Abstract

If imagination bears at all on moral judgment, I want to suggest that it is not by teaching a precept, either in an interested, custom-bound, Humean way or in a disinterested Kantian way.1 When the moral consequence of the artwork is hypothesized, we are often stymied by the problem of adequating moral rules with aesthetic rules, or ethical nature with aesthetic effect. In making one set of rules adequate to the other or finding the experiential ground on which they converge, we often risk losing a grasp of what kind of activity the imagination might actualize. Another way of approaching the question of what relation imagination has to morality is to grant, at least provisionally, the distinctiveness of the experiential registers each subsists upon. Aesthetic moralists from Plato to Sidney, to Johnson and Arnold, to Martha Nussbaum, treat moral knowledge largely as something to be exemplified.

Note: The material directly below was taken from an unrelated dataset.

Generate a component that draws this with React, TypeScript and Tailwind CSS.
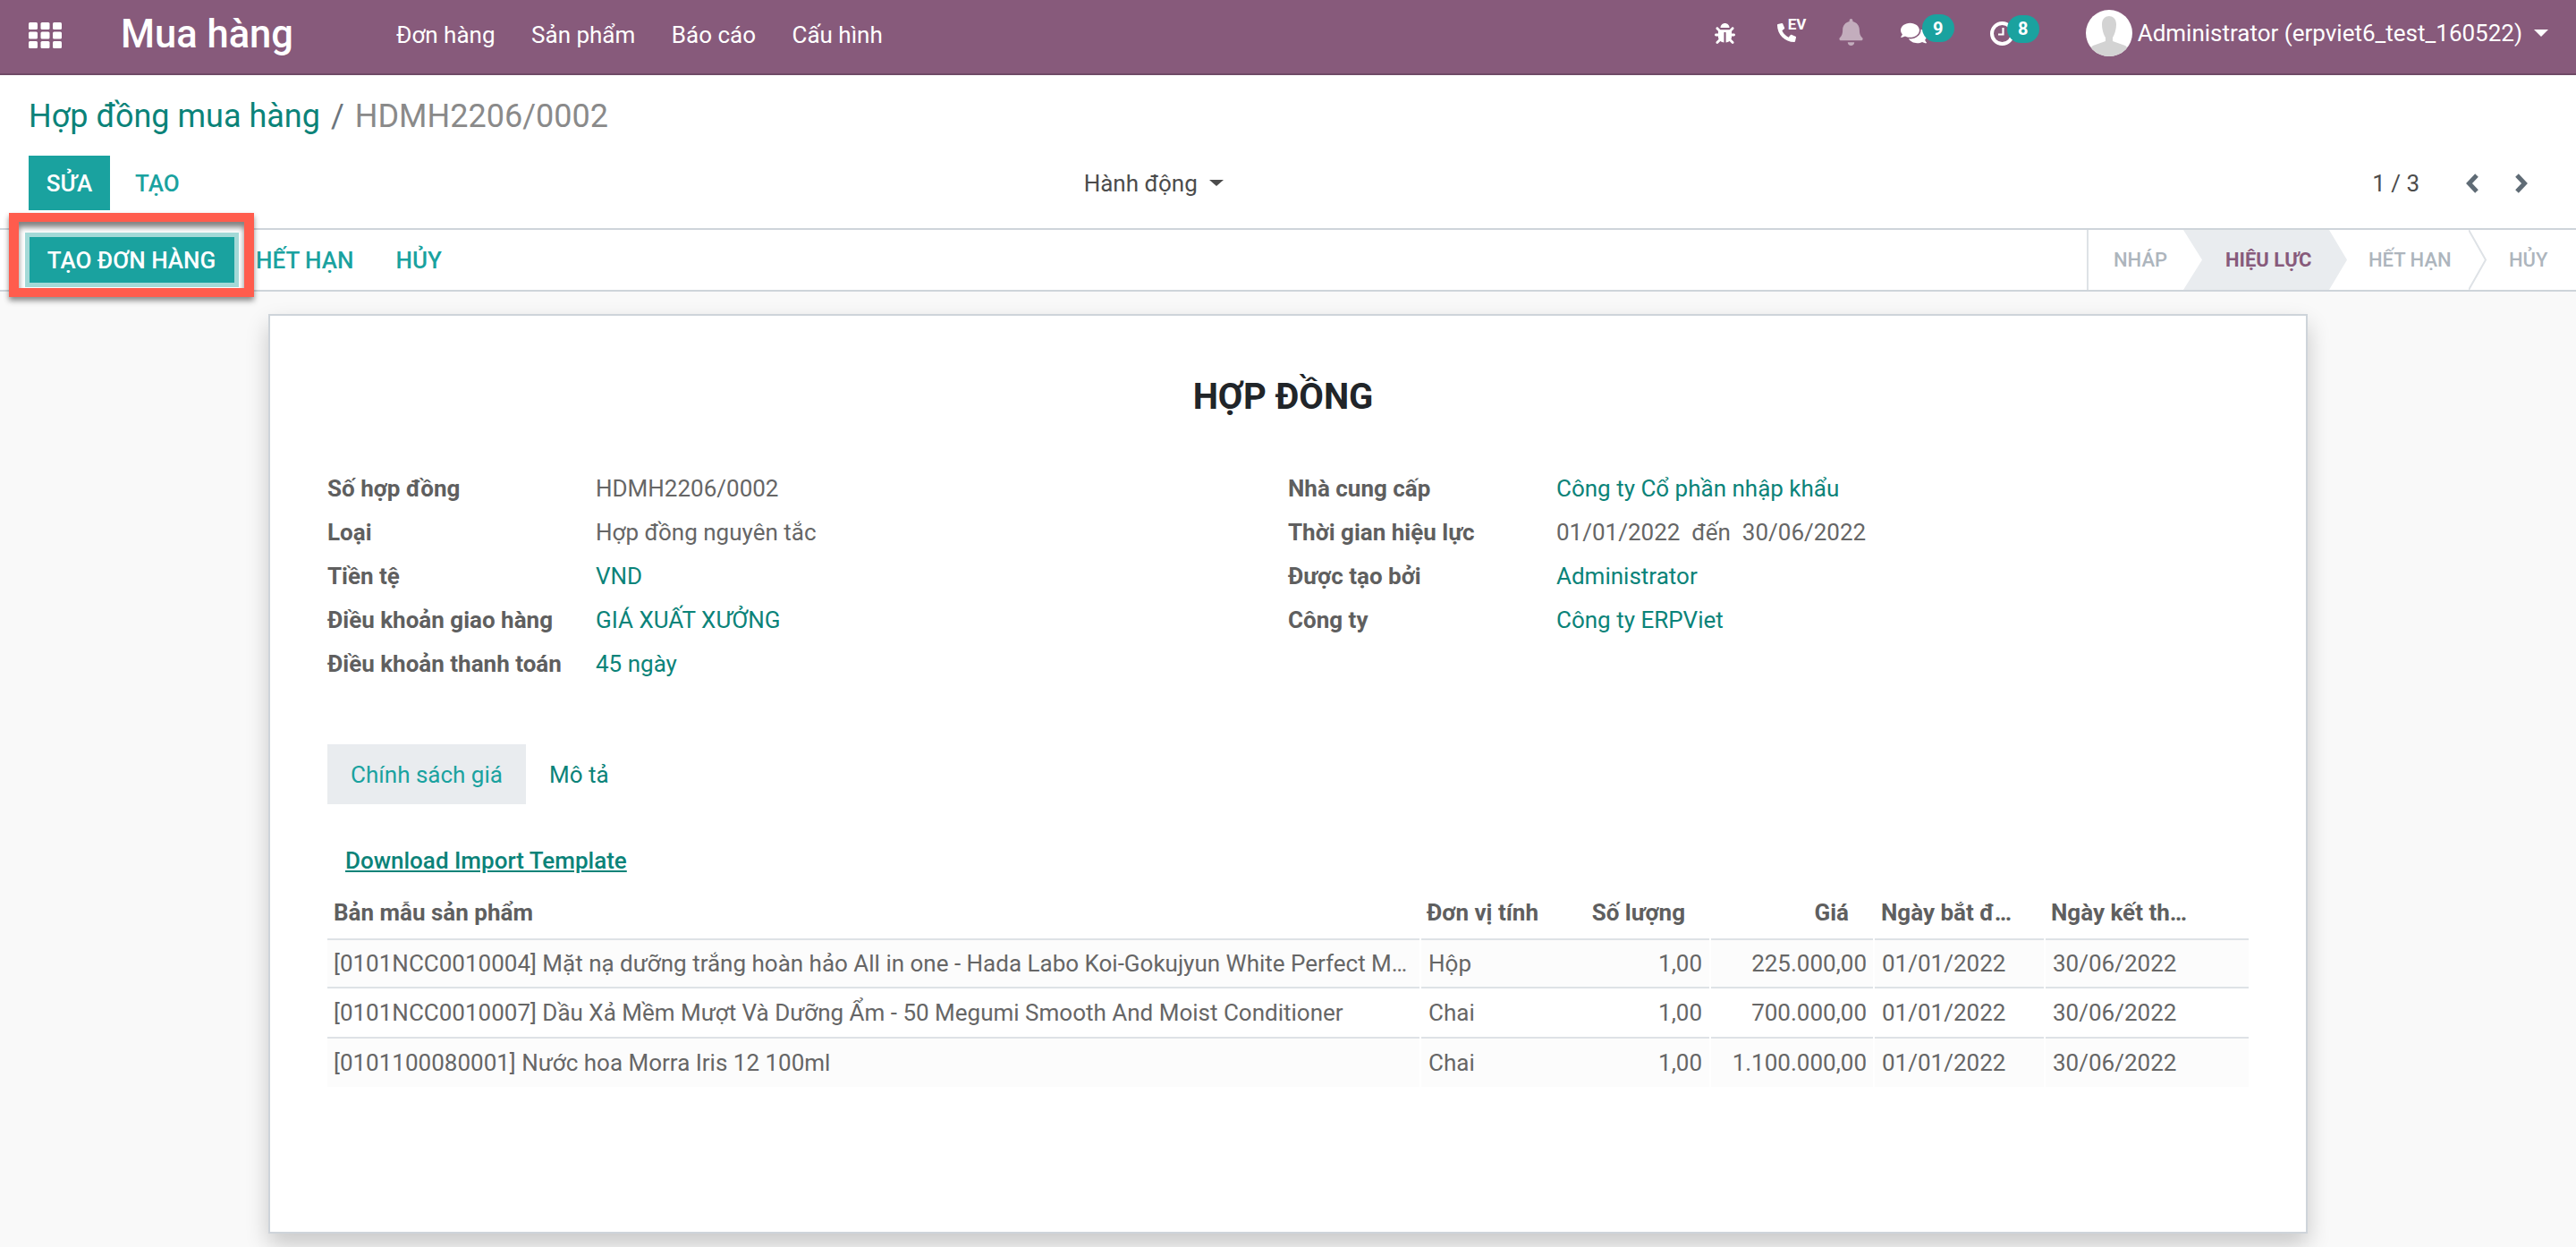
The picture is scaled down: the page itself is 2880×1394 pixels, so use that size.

The universal precept governing behavior takes precedence over the possibilities otherwise inherent in potentially ungovernable behavior. I think this stance renders imagination cognitively inert. Alternatively, I want to endorse an aesthetic cognitivism that gives imagination agential parity with moral judgment without conflating the two. Such aesthetic cognitivism values instantiation as distinct from, but not necessarily at the expense of, exemplification. To put this in overly simple terms, one could say that morality teaches while imagination learns. But this is not to say that imagination learns what morality teaches. Nor is it to concede a rather weary dualism of reason and affect. In the end, I want to see the artwork as making the tension between teaching and learning an irreducible threshold of imaginative activity. But more immediately I want to maintain the relevance of rationalistic purpose to both without subsuming them to a monolithic faculty of Reason, or abandoning Reason altogether in favor of a sense particularism.